# Hair sheep/goat Hybrids????



## TheSheepGirl (Sep 1, 2011)

Okay all you experts time to settle an argument for me.

A person we had talked to claims to breed what he calls a "Shoat". According to him he breeds barabados rams to dairy goat does to produce a meat hybrid. According to him they are sterile similar to a mule and they breed naturally and readily. I haven't seen pictures of these and so I'm sceptical.

I feel that this is a load of balooky and Mom says it's possible to have a shoat.

Any thoughts?


----------



## elevan (Sep 1, 2011)

While it's possible (see: http://en.wikipedia.org/wiki/Sheep-goat_hybrid) I don't think that it could be done on a regular basis with any high ratio of success.


----------



## kstaven (Sep 1, 2011)

http://en.wikipedia.org/wiki/Toast_of_Botswana


----------



## manybirds (Sep 1, 2011)

TheSheepGirl said:
			
		

> Okay all you experts time to settle an argument for me.
> 
> A person we had talked to claims to breed what he calls a "Shoat". According to him he breeds barabados rams to dairy goat does to produce a meat hybrid. According to him they are sterile similar to a mule and they breed naturally and readily. I haven't seen pictures of these and so I'm sceptical.
> 
> ...


You yourself cant do it. scientists grew one but they cant tequniqly 'breed'


----------



## doxiemoxie (Sep 1, 2011)

soay goats


----------



## SheepGirl (Sep 2, 2011)

Scroll down to "The Toast of Botswana"   http://sheep101.info/famoussheep.html


----------



## Royd Wood (Sep 2, 2011)

SheepGirl said:
			
		

> Scroll down to "The Toast of Botswana"   http://sheep101.info/famoussheep.html


Known as the rapist and had his tackle removed - Perhaps we should consider that for other species 

Good link by the way


----------



## Ms. Research (Sep 3, 2011)

Royd Wood said:
			
		

> SheepGirl said:
> 
> 
> 
> ...


Great thought Royd Wood, but alas that would be too mean. 

X2 on the link.  Loved the stories of Shrek 1 & 2 and the Movie Stars.


----------



## TheSheepGirl (Sep 6, 2011)

Thanks for all the answers and links.
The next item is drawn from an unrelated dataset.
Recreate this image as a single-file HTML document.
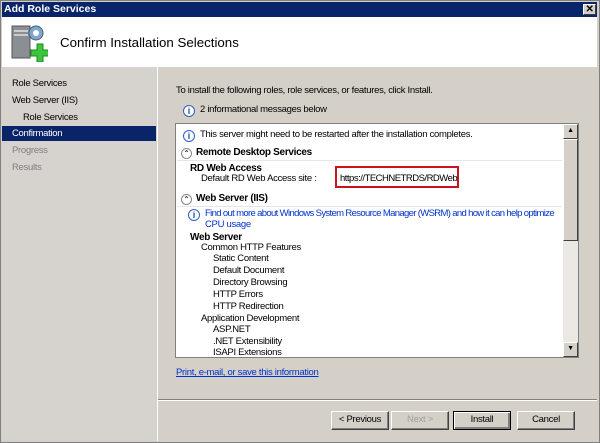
<!DOCTYPE html>
<html><head><style>
*{margin:0;padding:0;box-sizing:border-box}
body{width:600px;height:443px;background:#d4d0c8;font-family:"Liberation Sans",sans-serif;font-size:9.5px;letter-spacing:-0.3px;position:relative;overflow:hidden;color:#000}
.a{position:absolute;white-space:nowrap}
.b{font-weight:bold;font-size:10px}
.btn{position:absolute;top:411px;height:19px;width:58px;background:#d4d0c8;border:1px solid;border-color:#fff #404040 #404040 #fff;box-shadow:inset -1px -1px #808080;text-align:center;line-height:16px}
.i{display:inline-block;width:12px;height:12px;border:1px solid #3060c0;border-radius:50%;color:#2050b0;font-size:9px;line-height:10px;text-align:center;font-weight:bold;background:#fff;vertical-align:-2px;margin-right:5px;letter-spacing:0}
.c{display:inline-block;width:11px;height:11px;border:1px solid #888;border-radius:50%;font-size:8px;line-height:9px;text-align:center;background:#fff;vertical-align:-1px;margin-right:4px;font-weight:normal;letter-spacing:0}
</style></head><body>
<div class="a" style="left:0;top:0;width:600px;height:443px;border:1px solid #808080"></div>
<div class="a" style="left:2px;top:2px;width:595px;height:15px;background:#0a246a"></div>
<div class="a b" style="left:4px;top:3px;color:#fff;font-size:10.5px;letter-spacing:0">Add Role Services</div>
<div class="a" style="left:583px;top:4px;width:13px;height:11px;background:#d4d0c8;border:1px solid;border-color:#fff #404040 #404040 #fff;font-size:10px;line-height:9px;text-align:center;font-weight:bold">✕</div>
<div class="a" style="left:2px;top:17px;width:595px;height:50px;background:#fff"></div>
<svg class="a" style="left:10px;top:22px" width="38" height="40"><rect x="2" y="4" width="18" height="32" fill="#8a8f96" stroke="#555"/><rect x="4" y="8" width="14" height="2" fill="#ccc"/><rect x="4" y="12" width="14" height="2" fill="#ccc"/><circle cx="26" cy="11" r="7" fill="#7fa7c9" stroke="#406080"/><circle cx="26" cy="11" r="3" fill="#fff"/><path d="M27 22h6v6h6v6h-6v6h-6v-6h-6v-6h6z" fill="#3cc53c" stroke="#1a8a1a"/></svg>
<div class="a" style="left:60px;top:35px;font-size:13.3px;letter-spacing:0">Confirm Installation Selections</div>
<div class="a" style="left:2px;top:67px;width:155px;height:374px;background:#d6d3ce"></div>
<div class="a" style="left:157px;top:67px;width:1px;height:374px;background:#fff"></div>
<div class="a" style="left:12px;top:78px">Role Services</div>
<div class="a" style="left:12px;top:95px">Web Server (IIS)</div>
<div class="a" style="left:23px;top:112px">Role Services</div>
<div class="a" style="left:2px;top:126px;width:154px;height:15px;background:#0a246a"></div>
<div class="a" style="left:12px;top:128px;color:#fff">Confirmation</div>
<div class="a" style="left:12px;top:145px;color:#808080">Progress</div>
<div class="a" style="left:12px;top:162px;color:#808080">Results</div>
<div class="a" style="left:176px;top:85px">To install the following roles, role services, or features, click Install.</div>
<div class="a" style="left:183px;top:104px"><span class="i">i</span>2 informational messages below</div>
<div class="a" style="left:175px;top:123px;width:404px;height:235px;background:#fff;border:1px solid #808080"></div>
<div class="a" style="left:563px;top:124px;width:15px;height:233px;background:#ece9e4"></div>
<div class="a" style="left:563px;top:124px;width:15px;height:15px;background:#d4d0c8;border:1px solid;border-color:#fff #404040 #404040 #fff;font-size:7px;text-align:center;line-height:12px">▲</div>
<div class="a" style="left:563px;top:342px;width:15px;height:15px;background:#d4d0c8;border:1px solid;border-color:#fff #404040 #404040 #fff;font-size:7px;text-align:center;line-height:12px">▼</div>
<div class="a" style="left:563px;top:139px;width:15px;height:102px;background:#d4d0c8;border:1px solid;border-color:#fff #404040 #404040 #fff"></div>
<div class="a" style="left:183px;top:129px"><span class="i">i</span>This server might need to be restarted after the installation completes.</div>
<div class="a b" style="left:181px;top:147px"><span class="c">⌃</span>Remote Desktop Services</div>
<div class="a" style="left:177px;top:160px;width:385px;height:1px;background:#e6e6e6"></div>
<div class="a b" style="left:190px;top:163px">RD Web Access</div>
<div class="a" style="left:201px;top:173px">Default RD Web Access site :</div>
<div class="a" style="left:335px;top:166px;width:124px;height:22px;border:2px solid #c8141e"></div>
<div class="a" style="left:340px;top:173px;letter-spacing:-0.5px">https://TECHNETRDS/RDWeb</div>
<div class="a b" style="left:181px;top:193px"><span class="c">⌃</span>Web Server (IIS)</div>
<div class="a" style="left:177px;top:206px;width:385px;height:1px;background:#e6e6e6"></div>
<div class="a" style="left:188px;top:208px;color:#0033cc;letter-spacing:-0.65px"><span class="i">i</span>Find out more about Windows System Resource Manager (WSRM) and how it can help optimize</div>
<div class="a" style="left:205px;top:219px;color:#0033cc">CPU usage</div>
<div class="a b" style="left:190px;top:232px">Web Server</div>
<div class="a" style="left:201px;top:242px">Common HTTP Features</div>
<div class="a" style="left:213px;top:253px">Static Content</div>
<div class="a" style="left:213px;top:265px">Default Document</div>
<div class="a" style="left:213px;top:277px">Directory Browsing</div>
<div class="a" style="left:213px;top:289px">HTTP Errors</div>
<div class="a" style="left:213px;top:301px">HTTP Redirection</div>
<div class="a" style="left:201px;top:313px">Application Development</div>
<div class="a" style="left:213px;top:324px">ASP.NET</div>
<div class="a" style="left:213px;top:336px">.NET Extensibility</div>
<div class="a" style="left:213px;top:347px">ISAPI Extensions</div>
<div class="a" style="left:176px;top:367px;color:#0033cc;text-decoration:underline">Print, e-mail, or save this information</div>
<div class="a" style="left:158px;top:399px;width:439px;height:1px;background:#808080"></div>
<div class="a" style="left:158px;top:400px;width:439px;height:1px;background:#fff"></div>
<div class="btn" style="left:331px">&lt; Previous</div>
<div class="btn" style="left:391px;color:#a0a0a0">Next &gt;</div>
<div class="btn" style="left:453px;border:1px solid #000;box-shadow:inset 1px 1px #fff,inset -2px -2px #808080">Install</div>
<div class="btn" style="left:517px">Cancel</div>
</body></html>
I saw all those when I google searched, just thought I'd ask the experts about it.

I think what he is doing is running a barbados ram in with his dairy goat herd and mistaking the baby goats as "Shoats" when really he is just getting dairy goats that just look like blackbellies.


----------



## carolinagirl (Sep 7, 2011)

lol...if he is going to invent a name for his new species, he needs to come up with a better name than Shoat.  That one is already taken.  A shoat is a young weaned pig.  

His goats probably look like Oberhasli, which are marked like Barbados Blackbelly sheep.  Genetically, sheep and goats are not close enough to be able to cross  http://www.dairygoatjournal.com/goats/oberhasli.html


----------